The average household income is about three-quarters the national average. Median house prices are little better than half, so at least people can afford to live there, though it’s hell to sell and afford to move away. The percentage of residents with high school diplomas is a tad higher than the national average; college grads, about half. Unemployment hovers near the national average, but with incomes what they are, one can guess at the salary levels. In 1973 my high school graduated 328 students. Today’s total enrollment—freshman through seniors—is 712.

Why write about this place? I saw a Dennis Lehane talk where someone asked why he writes the kinds of stories he does. His answer—paraphrased—is that he doesn’t understand the rich man for whom enough is never adequate. Lehane gets the guy who sees wealth behind a window and the only thing that keeps him from breaking the glass and taking what he fancies is he doesn’t want to go to jail. For some even that’s not a good enough reason.

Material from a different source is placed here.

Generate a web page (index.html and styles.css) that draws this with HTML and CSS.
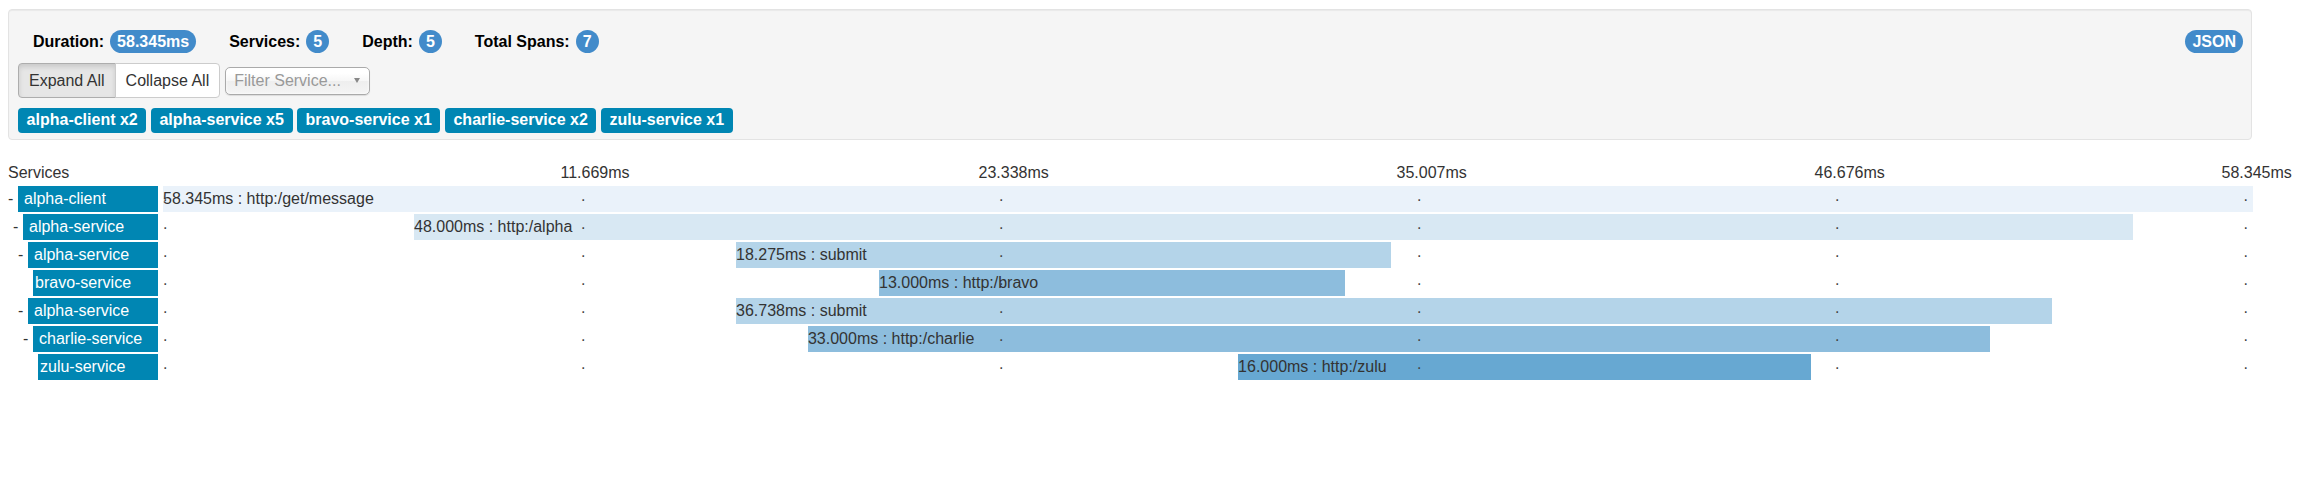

I get that. I don’t think I knew any criminals when I lived in Penns River—certainly not of the caliber I write about—but I know that attitude. I’ve seen the mills close and the good jobs dry up. I was the person who told my father—and everyone at his A&P—that they’d lost their jobs. No shit. I heard on the radio A&P was closing the Pittsburgh Division and called the store to ask if it was true. No one had bothered to tell the employees. So, yeah. I have a bit of an attitude when people start talking about how those who are poor or unemployed or need some help to tide them over brought it on themselves or are lazy. How the problem is minorities or immigrants or gays or [fill in your definition of “other” here] taking jobs and privileges that rightfully belong to you. I see where the real problem is and it’s not with those who are fighting over the table scraps.

There’s also a sense of realness in a town like Penns River. The cops aren’t models. The crime scenepeople don’t wear designer clothes and drive Hummers and carry guns. Hell, Penns River doesn’t have a crime lab; they send out. These cops solve cases the way real cops do, by talking to people. They also aren’t dealing with Professor Moriarty. These cops are looking for the guys who are willing to break the glass, who, were they smarter, would have found a way around it.

The first Penns River book, WORST ENEMIES, is the story of someone for whom more than enough is so insufficient it’s worth people’s lives to get more. GRIND JOINT shows what can happen when those with wealth and juice are willing to spread it around to suck money from a fading town like oil from a well. The new book, RESURRECTION MALL, shows how an underfunded operation that doesn’t promise a financial return has little chance.

I travel to “Penns River” at least half a dozen times a year and look at it with the eyes of someone who recognizes the problems, sees the changes from the outside, and still loves it. That’s why I made Ben “Doc” Dougherty a returning veteran, gone nine years. Doc sees the town through eyes not unlike mine. This allows me to express my feelings about the place without having to wear it too much on my sleeve. The best way to express the point of any story is between the lines.